Task to carry out: Skip the pictures and quote all of the lines exactly.

Supplied material:
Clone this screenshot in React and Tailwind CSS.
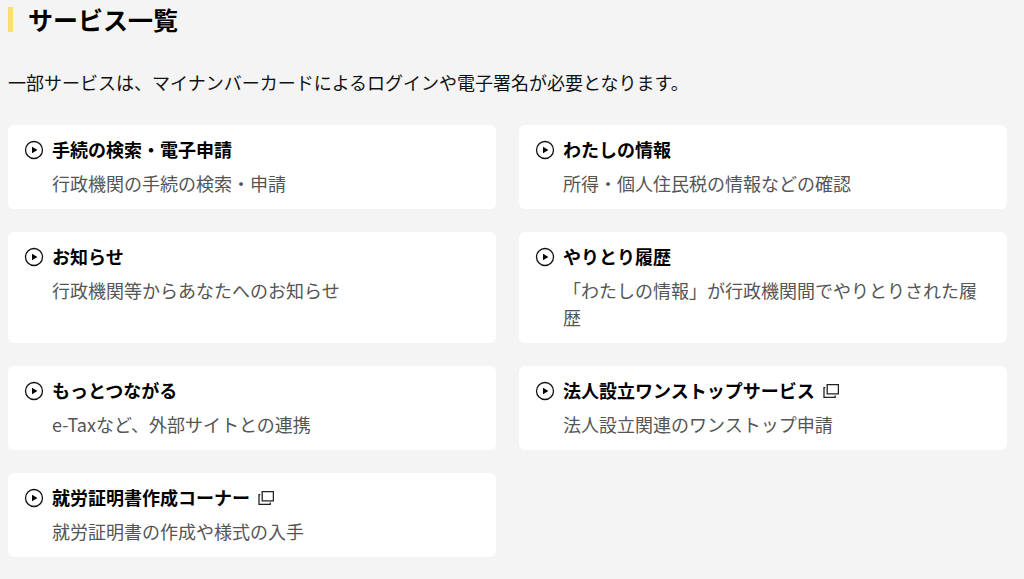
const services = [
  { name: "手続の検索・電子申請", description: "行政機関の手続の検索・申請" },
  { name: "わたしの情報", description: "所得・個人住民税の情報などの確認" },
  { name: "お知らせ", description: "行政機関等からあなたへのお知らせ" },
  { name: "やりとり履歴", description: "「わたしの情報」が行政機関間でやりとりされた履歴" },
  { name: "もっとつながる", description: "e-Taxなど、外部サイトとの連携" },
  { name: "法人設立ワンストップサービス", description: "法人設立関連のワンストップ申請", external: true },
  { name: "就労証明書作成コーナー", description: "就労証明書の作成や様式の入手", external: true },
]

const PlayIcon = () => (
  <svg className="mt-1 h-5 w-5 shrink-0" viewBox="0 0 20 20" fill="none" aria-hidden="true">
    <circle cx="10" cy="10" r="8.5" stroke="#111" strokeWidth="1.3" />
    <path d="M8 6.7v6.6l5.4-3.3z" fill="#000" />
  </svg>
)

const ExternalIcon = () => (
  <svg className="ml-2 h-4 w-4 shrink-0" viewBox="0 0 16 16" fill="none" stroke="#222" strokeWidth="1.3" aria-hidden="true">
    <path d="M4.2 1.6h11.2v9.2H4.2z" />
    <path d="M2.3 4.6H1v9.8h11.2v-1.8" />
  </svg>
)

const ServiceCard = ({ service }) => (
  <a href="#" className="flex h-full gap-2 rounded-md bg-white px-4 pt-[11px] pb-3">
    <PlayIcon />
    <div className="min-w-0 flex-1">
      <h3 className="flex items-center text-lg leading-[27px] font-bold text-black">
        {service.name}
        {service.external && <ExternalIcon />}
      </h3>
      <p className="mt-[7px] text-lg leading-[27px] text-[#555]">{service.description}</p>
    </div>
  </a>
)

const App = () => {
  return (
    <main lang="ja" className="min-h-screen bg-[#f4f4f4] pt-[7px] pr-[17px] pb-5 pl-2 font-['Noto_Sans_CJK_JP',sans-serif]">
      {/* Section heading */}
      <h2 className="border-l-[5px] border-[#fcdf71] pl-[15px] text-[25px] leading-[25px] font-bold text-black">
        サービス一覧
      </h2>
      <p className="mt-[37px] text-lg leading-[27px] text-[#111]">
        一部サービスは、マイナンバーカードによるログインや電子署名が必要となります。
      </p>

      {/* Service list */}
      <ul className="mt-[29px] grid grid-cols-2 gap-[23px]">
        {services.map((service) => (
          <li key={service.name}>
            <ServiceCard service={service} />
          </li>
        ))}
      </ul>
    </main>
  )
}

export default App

Task output:
Clone this screenshot in React and Tailwind CSS.
const services = [
  { name: "手続の検索・電子申請", description: "行政機関の手続の検索・申請" },
  { name: "わたしの情報", description: "所得・個人住民税の情報などの確認" },
  { name: "お知らせ", description: "行政機関等からあなたへのお知らせ" },
  { name: "やりとり履歴", description: "「わたしの情報」が行政機関間でやりとりされた履歴" },
  { name: "もっとつながる", description: "e-Taxなど、外部サイトとの連携" },
  { name: "法人設立ワンストップサービス", description: "法人設立関連のワンストップ申請", external: true },
  { name: "就労証明書作成コーナー", description: "就労証明書の作成や様式の入手", external: true },
]

const PlayIcon = () => (
  <svg className="mt-1 h-5 w-5 shrink-0" viewBox="0 0 20 20" fill="none" aria-hidden="true">
    <circle cx="10" cy="10" r="8.5" stroke="#111" strokeWidth="1.3" />
    <path d="M8 6.7v6.6l5.4-3.3z" fill="#000" />
  </svg>
)

const ExternalIcon = () => (
  <svg className="ml-2 h-4 w-4 shrink-0" viewBox="0 0 16 16" fill="none" stroke="#222" strokeWidth="1.3" aria-hidden="true">
    <path d="M4.2 1.6h11.2v9.2H4.2z" />
    <path d="M2.3 4.6H1v9.8h11.2v-1.8" />
  </svg>
)

const ServiceCard = ({ service }) => (
  <a href="#" className="flex h-full gap-2 rounded-md bg-white px-4 pt-[11px] pb-3">
    <PlayIcon />
    <div className="min-w-0 flex-1">
      <h3 className="flex items-center text-lg leading-[27px] font-bold text-black">
        {service.name}
        {service.external && <ExternalIcon />}
      </h3>
      <p className="mt-[7px] text-lg leading-[27px] text-[#555]">{service.description}</p>
    </div>
  </a>
)

const App = () => {
  return (
    <main lang="ja" className="min-h-screen bg-[#f4f4f4] pt-[7px] pr-[17px] pb-5 pl-2 font-['Noto_Sans_CJK_JP',sans-serif]">
      {/* Section heading */}
      <h2 className="border-l-[5px] border-[#fcdf71] pl-[15px] text-[25px] leading-[25px] font-bold text-black">
        サービス一覧
      </h2>
      <p className="mt-[37px] text-lg leading-[27px] text-[#111]">
        一部サービスは、マイナンバーカードによるログインや電子署名が必要となります。
      </p>

      {/* Service list */}
      <ul className="mt-[29px] grid grid-cols-2 gap-[23px]">
        {services.map((service) => (
          <li key={service.name}>
            <ServiceCard service={service} />
          </li>
        ))}
      </ul>
    </main>
  )
}

export default App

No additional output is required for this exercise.